Skip all pictures. Write out the data below from its first line through the line that contains "const blueText = 'text-[#2180c1]';".

★ ★ ★ ★ ★ ★ ★

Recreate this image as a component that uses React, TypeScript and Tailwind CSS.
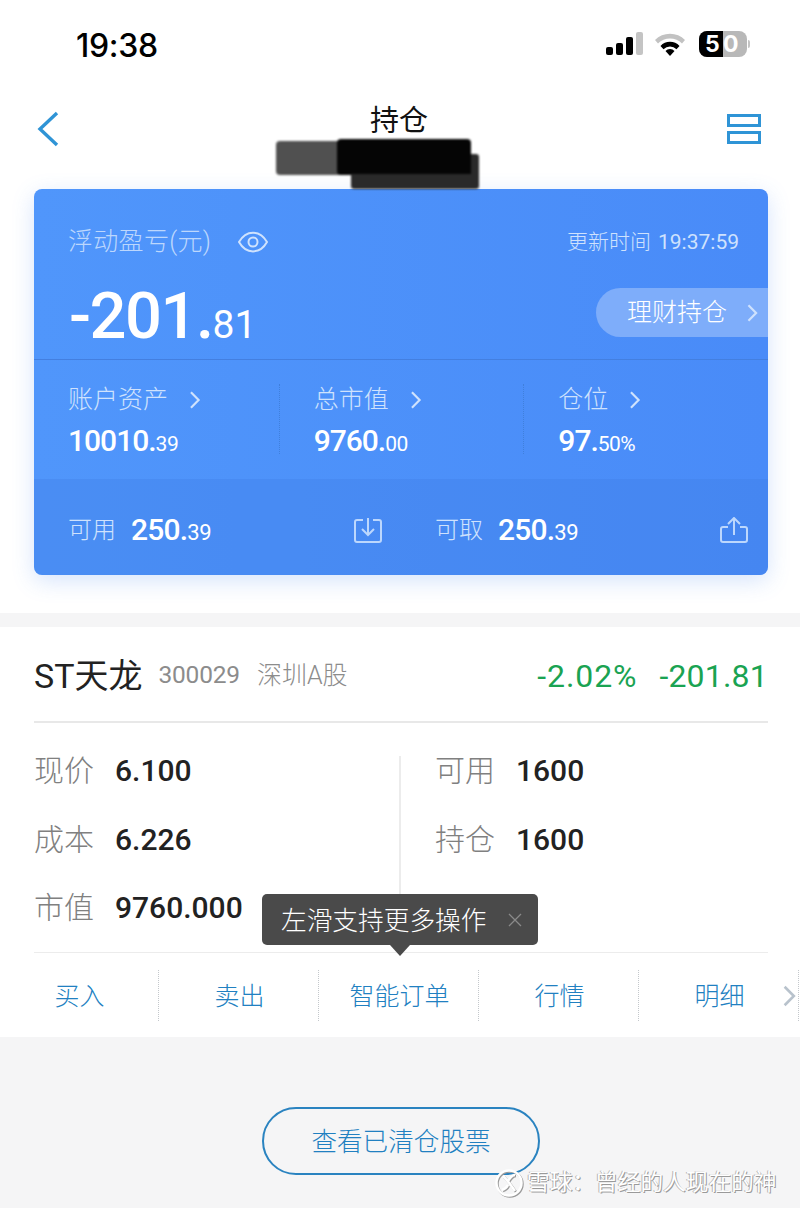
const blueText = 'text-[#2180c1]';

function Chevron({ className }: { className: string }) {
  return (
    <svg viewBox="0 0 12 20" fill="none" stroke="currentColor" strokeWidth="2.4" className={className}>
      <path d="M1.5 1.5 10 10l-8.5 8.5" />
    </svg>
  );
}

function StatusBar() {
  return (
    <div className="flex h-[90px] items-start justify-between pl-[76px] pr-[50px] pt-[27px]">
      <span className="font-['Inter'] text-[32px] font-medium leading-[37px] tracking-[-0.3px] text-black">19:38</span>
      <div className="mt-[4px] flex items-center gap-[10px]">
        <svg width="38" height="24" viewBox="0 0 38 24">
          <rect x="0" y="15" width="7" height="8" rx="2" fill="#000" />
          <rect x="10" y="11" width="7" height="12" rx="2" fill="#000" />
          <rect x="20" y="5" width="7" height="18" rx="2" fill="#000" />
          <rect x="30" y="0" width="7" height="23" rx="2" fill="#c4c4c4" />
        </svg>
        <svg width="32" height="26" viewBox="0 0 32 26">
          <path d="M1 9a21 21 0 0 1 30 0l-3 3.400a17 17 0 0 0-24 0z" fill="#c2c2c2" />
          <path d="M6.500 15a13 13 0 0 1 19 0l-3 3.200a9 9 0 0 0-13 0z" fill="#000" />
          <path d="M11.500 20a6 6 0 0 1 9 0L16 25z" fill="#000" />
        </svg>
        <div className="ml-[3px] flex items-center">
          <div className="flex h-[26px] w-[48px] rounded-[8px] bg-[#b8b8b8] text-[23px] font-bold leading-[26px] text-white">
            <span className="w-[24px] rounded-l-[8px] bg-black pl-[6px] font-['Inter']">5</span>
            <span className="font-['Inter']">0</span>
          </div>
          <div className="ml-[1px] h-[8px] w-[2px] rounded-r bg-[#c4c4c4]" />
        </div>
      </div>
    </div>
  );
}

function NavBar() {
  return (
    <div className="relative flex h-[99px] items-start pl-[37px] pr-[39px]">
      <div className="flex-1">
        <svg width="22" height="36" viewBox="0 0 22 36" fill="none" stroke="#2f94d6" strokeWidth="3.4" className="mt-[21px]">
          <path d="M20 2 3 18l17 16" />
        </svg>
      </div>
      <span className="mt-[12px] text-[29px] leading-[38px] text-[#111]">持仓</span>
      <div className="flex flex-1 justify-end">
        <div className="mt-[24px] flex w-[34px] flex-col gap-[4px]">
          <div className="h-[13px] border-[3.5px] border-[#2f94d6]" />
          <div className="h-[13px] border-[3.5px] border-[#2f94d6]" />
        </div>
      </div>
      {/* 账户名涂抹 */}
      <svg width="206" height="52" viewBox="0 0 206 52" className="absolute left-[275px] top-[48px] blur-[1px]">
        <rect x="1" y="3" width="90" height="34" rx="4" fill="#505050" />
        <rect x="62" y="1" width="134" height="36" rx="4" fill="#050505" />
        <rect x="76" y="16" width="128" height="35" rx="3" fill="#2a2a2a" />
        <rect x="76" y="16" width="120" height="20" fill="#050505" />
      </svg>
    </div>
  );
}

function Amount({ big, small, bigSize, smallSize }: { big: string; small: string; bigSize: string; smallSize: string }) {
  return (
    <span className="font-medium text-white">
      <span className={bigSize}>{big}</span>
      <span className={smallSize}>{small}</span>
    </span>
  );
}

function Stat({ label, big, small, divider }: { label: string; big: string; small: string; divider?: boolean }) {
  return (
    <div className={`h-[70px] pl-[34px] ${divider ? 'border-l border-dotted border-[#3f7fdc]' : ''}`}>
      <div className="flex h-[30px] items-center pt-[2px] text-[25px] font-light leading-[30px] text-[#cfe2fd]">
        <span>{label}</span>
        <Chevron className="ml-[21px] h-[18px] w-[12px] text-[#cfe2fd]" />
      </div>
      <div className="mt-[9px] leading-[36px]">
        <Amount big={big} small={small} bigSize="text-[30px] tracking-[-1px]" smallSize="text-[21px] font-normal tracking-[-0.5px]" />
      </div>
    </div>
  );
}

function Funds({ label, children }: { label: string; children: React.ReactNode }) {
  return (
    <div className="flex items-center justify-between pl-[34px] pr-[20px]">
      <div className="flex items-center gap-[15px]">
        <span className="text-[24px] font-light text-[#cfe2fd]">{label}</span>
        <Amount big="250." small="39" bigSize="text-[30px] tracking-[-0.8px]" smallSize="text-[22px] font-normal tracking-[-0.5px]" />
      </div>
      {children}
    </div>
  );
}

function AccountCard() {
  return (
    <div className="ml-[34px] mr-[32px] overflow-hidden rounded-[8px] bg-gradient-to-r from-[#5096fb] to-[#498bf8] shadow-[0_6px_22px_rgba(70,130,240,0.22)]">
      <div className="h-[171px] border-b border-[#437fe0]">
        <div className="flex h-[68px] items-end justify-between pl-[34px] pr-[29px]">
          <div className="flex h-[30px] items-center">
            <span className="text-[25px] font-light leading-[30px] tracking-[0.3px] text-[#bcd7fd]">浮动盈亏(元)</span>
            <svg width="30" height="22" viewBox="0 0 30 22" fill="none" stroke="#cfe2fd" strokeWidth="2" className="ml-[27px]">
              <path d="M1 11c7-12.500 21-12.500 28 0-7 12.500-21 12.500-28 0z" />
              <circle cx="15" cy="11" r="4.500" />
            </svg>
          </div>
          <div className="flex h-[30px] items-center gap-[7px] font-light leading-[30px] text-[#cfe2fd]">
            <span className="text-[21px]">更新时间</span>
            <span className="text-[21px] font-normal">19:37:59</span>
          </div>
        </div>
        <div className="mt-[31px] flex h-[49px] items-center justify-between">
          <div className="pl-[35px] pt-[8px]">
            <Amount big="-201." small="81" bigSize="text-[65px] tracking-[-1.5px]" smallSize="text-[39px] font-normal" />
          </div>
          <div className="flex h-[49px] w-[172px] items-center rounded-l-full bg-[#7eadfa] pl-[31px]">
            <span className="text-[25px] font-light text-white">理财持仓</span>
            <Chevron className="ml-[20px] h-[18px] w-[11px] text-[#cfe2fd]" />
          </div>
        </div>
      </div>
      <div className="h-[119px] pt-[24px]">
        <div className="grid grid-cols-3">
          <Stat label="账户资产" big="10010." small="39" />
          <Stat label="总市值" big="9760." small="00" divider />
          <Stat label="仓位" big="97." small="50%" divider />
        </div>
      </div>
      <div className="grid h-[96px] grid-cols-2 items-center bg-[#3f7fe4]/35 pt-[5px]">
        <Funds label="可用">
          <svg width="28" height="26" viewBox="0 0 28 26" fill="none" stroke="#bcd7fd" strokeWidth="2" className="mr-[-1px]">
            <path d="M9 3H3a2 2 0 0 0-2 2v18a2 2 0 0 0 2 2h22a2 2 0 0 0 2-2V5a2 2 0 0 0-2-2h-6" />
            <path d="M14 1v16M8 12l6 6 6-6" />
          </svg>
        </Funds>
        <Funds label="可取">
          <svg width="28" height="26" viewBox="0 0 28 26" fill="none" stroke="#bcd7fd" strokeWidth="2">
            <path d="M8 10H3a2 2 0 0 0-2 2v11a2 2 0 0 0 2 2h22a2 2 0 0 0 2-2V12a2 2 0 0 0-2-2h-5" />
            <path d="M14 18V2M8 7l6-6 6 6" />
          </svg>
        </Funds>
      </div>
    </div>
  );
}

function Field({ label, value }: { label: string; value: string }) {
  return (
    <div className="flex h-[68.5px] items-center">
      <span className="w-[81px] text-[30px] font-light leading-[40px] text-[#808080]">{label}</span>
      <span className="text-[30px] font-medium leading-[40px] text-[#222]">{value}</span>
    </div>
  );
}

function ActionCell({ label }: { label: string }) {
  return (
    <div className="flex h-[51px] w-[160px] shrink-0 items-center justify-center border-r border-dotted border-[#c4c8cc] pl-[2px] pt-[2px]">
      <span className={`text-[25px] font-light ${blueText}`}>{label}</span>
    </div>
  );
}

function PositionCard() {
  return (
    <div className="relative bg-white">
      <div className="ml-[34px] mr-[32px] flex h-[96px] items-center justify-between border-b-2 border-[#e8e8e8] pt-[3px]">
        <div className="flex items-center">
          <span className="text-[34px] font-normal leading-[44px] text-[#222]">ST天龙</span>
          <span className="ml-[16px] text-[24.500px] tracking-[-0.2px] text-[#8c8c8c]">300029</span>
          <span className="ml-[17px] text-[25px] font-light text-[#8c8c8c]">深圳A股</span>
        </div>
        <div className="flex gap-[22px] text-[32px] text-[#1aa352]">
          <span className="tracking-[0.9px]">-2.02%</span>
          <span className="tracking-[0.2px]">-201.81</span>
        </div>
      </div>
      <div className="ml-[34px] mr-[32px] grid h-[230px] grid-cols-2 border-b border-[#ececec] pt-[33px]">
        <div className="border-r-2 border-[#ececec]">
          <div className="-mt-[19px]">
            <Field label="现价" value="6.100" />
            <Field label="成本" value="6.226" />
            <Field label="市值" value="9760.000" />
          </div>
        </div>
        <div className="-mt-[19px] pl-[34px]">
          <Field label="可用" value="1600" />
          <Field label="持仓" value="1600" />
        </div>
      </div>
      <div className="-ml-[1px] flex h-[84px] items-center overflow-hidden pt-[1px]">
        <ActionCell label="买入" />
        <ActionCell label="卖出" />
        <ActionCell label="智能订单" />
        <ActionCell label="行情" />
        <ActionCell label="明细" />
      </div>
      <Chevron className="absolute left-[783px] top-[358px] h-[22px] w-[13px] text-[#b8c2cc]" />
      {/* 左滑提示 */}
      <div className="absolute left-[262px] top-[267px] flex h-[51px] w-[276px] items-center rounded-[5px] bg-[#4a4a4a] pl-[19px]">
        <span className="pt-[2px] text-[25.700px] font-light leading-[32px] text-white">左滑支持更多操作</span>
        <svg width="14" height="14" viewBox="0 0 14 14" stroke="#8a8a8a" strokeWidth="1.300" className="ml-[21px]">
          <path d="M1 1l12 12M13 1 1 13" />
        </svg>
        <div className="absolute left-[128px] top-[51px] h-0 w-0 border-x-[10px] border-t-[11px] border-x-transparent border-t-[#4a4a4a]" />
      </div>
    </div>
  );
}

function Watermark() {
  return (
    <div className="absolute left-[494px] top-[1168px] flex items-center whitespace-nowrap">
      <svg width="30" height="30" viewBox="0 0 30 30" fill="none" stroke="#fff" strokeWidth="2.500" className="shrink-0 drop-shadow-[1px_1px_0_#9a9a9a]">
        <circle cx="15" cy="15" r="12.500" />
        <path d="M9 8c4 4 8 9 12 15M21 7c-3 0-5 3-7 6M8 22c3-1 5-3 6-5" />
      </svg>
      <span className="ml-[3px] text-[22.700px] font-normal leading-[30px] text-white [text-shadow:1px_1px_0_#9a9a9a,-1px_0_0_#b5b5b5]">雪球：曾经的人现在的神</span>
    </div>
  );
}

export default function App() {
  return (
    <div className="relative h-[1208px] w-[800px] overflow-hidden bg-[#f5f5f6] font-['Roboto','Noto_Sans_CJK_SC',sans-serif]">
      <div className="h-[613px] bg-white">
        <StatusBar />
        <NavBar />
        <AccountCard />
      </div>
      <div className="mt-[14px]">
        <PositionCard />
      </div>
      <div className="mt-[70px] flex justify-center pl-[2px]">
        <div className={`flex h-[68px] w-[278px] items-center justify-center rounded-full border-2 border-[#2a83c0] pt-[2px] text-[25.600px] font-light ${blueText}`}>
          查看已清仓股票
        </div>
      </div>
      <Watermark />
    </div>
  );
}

★ ★ ★ ★ ★ ★ ★

**Solution to this exercise**:
Recreate this image as a component that uses React, TypeScript and Tailwind CSS.
const blueText = 'text-[#2180c1]';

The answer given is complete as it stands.